Pemutusan hubungan kerja ribuan pegawai perusahaan, yang dibarengi dengan pembentukan daerah pemekaran baru, akankah ini solusi bagi penanganan pengangguran? Stimulus eksploitasi tambang sejak masuknya PT Freeport, merambat ke dalam keberpihakan ruang negara begitu besar bagi keberlangsungan investasi ketimbang negara memberi ruang bagi kemandirian bangsa dalam segala hal. Undang-undang tata ruang melegitimasi penggusuran di mana-mana dan keyakinan bagi PT Freeport untuk menerapkan sistem security di areal penambangannya. Anehnya, pihak security PT Freeport (memproteksi) untuk tidak berada di areal tambang lebih ketat. Memasuki wilayah PT Freeport harus mengantongi 12 ijin resmi. Memalukan sekali, di mana Undang-undang investasi asing justru memberi kemudahan bagi segenap investasi asing di Indonesia. Terbalik bukan?

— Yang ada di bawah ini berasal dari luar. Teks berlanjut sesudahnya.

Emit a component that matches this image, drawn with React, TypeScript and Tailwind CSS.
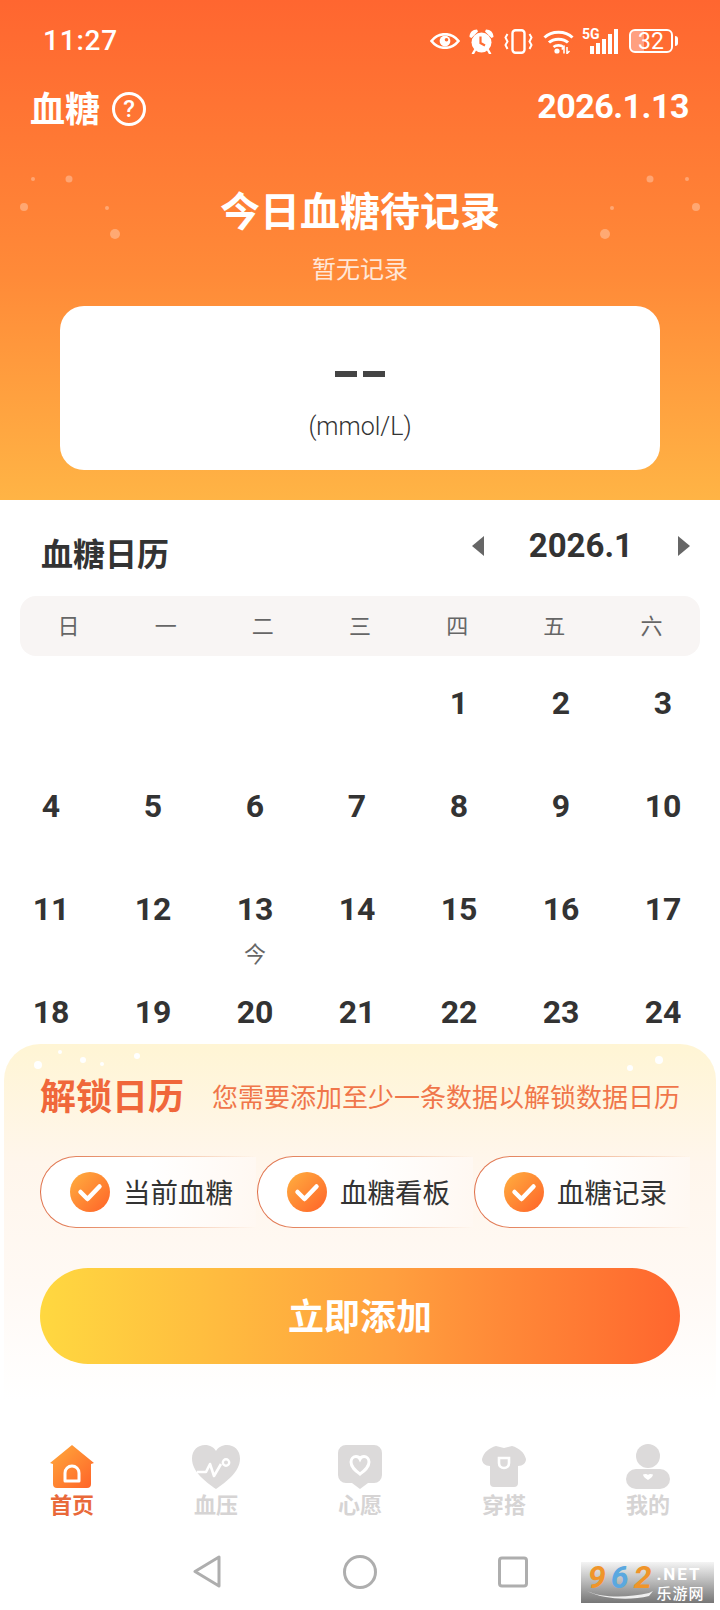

Realitas negara tidak berpihak kepada kemandirian bangsa inilah, separatisme negara terus menjarah aset rakyat, dan merombak kedaulatan bangsa. Separatisme negara sangat mungkin merekonstruksi kemiskinan permanen, tetapi keberadaan kelompok separatis negara ini malah dilindungi negara dan negara memenjarakan rakyatnya yang tidak sepakat dengan separatis negara.

Papua titik penting dalam sejarah keterpurukan bangsa Indonesia. Ia, gara-gara PT Freeport masuk di Papua, UU PMA diteken penguasa di Jakarta sebagai fondasi utama bagi meningginya kelompok separatis negara. Dan gara-gara tuntutan Papua merdeka juga, Otonomi Khusus dan Otonomi daerah diberlakukan dengan stimulus di era reformasi. Belumlah kemajuan didapat, demokrasi tidak begitu utama, hak asasi manusia dan ekologi bukanlah ideologi utama bagi para penyelenggaraan negara yang saya sebut "Separatisme Negara", di mana PT Freeport adalah otak di balik bertumbuhnya benih-benih penghianatan terhadap kedaulatan rakyat Indonesia, khususnya rakyat di Papua Bagian Barat, dari Sorong sampai Samarai.

*) Mantan Ketua Umum Aliansi Mahasiswa Papua Internasional (AMP – I), Periode 2005 – 2008 dan Jurubicara Nasional Front PEPERA PB, Periode 2006 – 2008.


Keterangan Foto:
Suasana demonstrasi massa Front PEPERA PB yang menuntut penutupan PT Freeport.